A few hours later I received a text back from her.
“Sometimes, I think you get the worst
of me. Too many hours worked,
too tired and depleted, a shadowed brow
where the devilish thoughts do their hoofed
dance on the brain. I’d like to say this means
I love you, the pulling inward, darkened mood,
the tears, anxious days, but it’s different than that.
I move in this house with you, the way I move
in my mind, unencumbered by life’s cage.
I do like I do in the tall grass, more animal-me
than much else. I’m wrong, it is that I love you,
but it’s more that when you say it back, lights
out, a cold wind through curtains,
I believe it.
The romantic start to our friendship happened over emails like this fifteen years ago. Janyce saved them all. She has them all in a folder on her computer. Sometimes if we are trying to remember someplace we went and what year it was, Janyce will pull up the email and tell me the date. Likewise, I have saved every greeting card she ever gave me. Every slip of paper with a tiny scrawled sentiment. Every note, or playbill from a particularly memorable date out. We’ve always felt incredibly grateful for our easygoing relationship and we’ve prided ourselves on our “picture perfect” romance.

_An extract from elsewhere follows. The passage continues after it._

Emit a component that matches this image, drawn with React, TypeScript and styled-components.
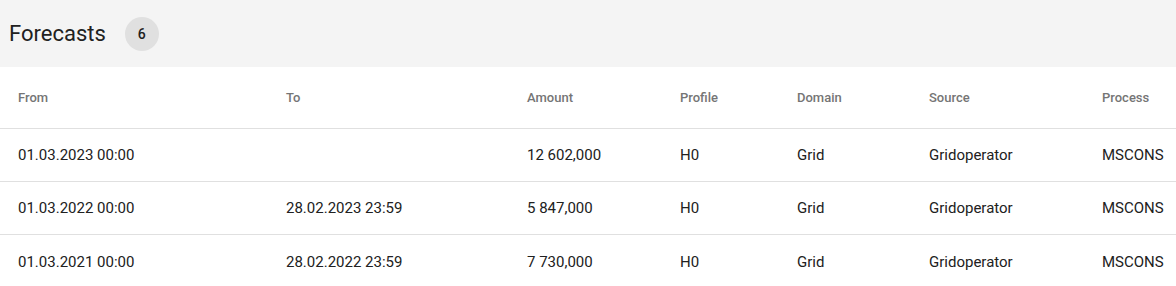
import React from 'react';
import styled, { createGlobalStyle } from 'styled-components';

interface Forecast {
  from: string;
  to: string;
  amount: string;
  profile: string;
  domain: string;
  source: string;
  process: string;
}

const forecasts: Forecast[] = [
  { from: '01.03.2023 00:00', to: '', amount: '12 602,000', profile: 'H0', domain: 'Grid', source: 'Gridoperator', process: 'MSCONS' },
  { from: '01.03.2022 00:00', to: '28.02.2023 23:59', amount: '5 847,000', profile: 'H0', domain: 'Grid', source: 'Gridoperator', process: 'MSCONS' },
  { from: '01.03.2021 00:00', to: '28.02.2022 23:59', amount: '7 730,000', profile: 'H0', domain: 'Grid', source: 'Gridoperator', process: 'MSCONS' },
];

const columns = ['From', 'To', 'Amount', 'Profile', 'Domain', 'Source', 'Process'];

const GlobalStyle = createGlobalStyle`
  body {
    margin: 0;
    background: #ffffff;
    font-family: Roboto, "Liberation Sans", sans-serif;
    overflow: hidden;
  }
`;

const Panel = styled.section`
  width: 1176px;
`;

const Header = styled.header`
  display: flex;
  align-items: center;
  gap: 19px;
  height: 67px;
  padding: 0 9px;
  background: #f4f4f4;
  box-sizing: border-box;
`;

const Title = styled.h2`
  margin: 0;
  font-size: 22px;
  font-weight: 400;
  color: #212121;
`;

const CountBadge = styled.span`
  display: flex;
  align-items: center;
  justify-content: center;
  width: 34px;
  height: 34px;
  border-radius: 50%;
  background: #e0e0e0;
  font-size: 14px;
  font-weight: 500;
  color: #212121;
`;

const Row = styled.div<{ $head?: boolean }>`
  display: grid;
  grid-template-columns: 268px 241px 153px 117px 132px 173px 1fr;
  align-items: center;
  height: ${p => (p.$head ? 62 : 53)}px;
  border-bottom: 1px solid #e0e0e0;
  box-sizing: border-box;

  &:last-child {
    border-bottom: none;
  }
`;

const HeadCell = styled.div`
  padding-left: 18px;
  font-size: 13px;
  font-weight: 500;
  color: #757575;
`;

const Cell = styled.div`
  padding-left: 18px;
  font-size: 15px;
  color: #212121;
  white-space: nowrap;
`;

export default function App() {
  return (
    <Panel>
      <GlobalStyle />
      <Header>
        <Title>Forecasts</Title>
        <CountBadge>6</CountBadge>
      </Header>
      <Row $head>
        {columns.map(c => (
          <HeadCell key={c}>{c}</HeadCell>
        ))}
      </Row>
      {forecasts.map(f => (
        <Row key={f.from}>
          <Cell>{f.from}</Cell>
          <Cell>{f.to}</Cell>
          <Cell>{f.amount}</Cell>
          <Cell>{f.profile}</Cell>
          <Cell>{f.domain}</Cell>
          <Cell>{f.source}</Cell>
          <Cell>{f.process}</Cell>
        </Row>
      ))}
    </Panel>
  );
}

And yet, as the years tick on by, we’re also realizing that we’re the same as every longtime married couple, too. We’re not immune to the dangers of repetition and comfort. Even as we look forward to our cozy living room every fall, the jazz playing in the background, the steaming cup of cocoa in an endless loop on the flatscreen, a big wool blanket on the leather couch, and our feet in slippers up on the ottoman, we worry about what all these creature comforts are costing us.
“I miss us,” I said to Janyce the other night while we were sitting side-by-side on the couch and munching on popcorn from a shared bowl. “I give us a C in the romance department.”
“I miss us, too,” she said. “I feel guilty for feeling so down.”
“Well, this is not just you. I can’t even believe it’s November already. I don’t remember October,” I said.
Janyce and I often reminisce about the best vacation we ever had. It was a three-day trip to Highlands, North Carolina. We did nothing but hike on mountain paths or sit together in the grass looking out at the Blue Ridge Mountains in the distance. We would spend the morning leisurely savoring a basket of tiny, flaky biscuits on the table, drinking our coffee in the sunlight-flooded room. At every table, people spoke in slow, hushed tones. During the day we held hands, laughed at everything, watched the sunset over Fire Mountain. The small mountain town of Highlands was beautiful but also very ordinary. Yet, for some reason time literally hung out with us in slow motion for three days. It was the longest, and most favorite vacation we’ve had together.
Was it novelty? Was it mindfulness? Was it being in the moment? To this day, I still don’t really know. But I think maybe it could be because all of it was new, we had zero expectations, and we didn’t know moment-to-moment what was coming next.
David Eagleman, a neuroscientist at Stanford University, said if you want to slow down the perceived passage of time, you need to seek novelty. New experiences cause the brain to store more memory, and then when you recall the event later, it will seem to have lasted longer. I also think sharing novel experiences together is what keeps a long-term relationship going strong.
“Do you think we should resurrect date night with the random word generator?” said Janyce.
“I could take November and you take December,” I said.
“No restaurants,” she said.
She held the phone up to my face so I could see the words.
Coin
Nest
Address
“Ha! What are you going to do with that?” she said.
“Oh you just wait,” I said. “I got this.”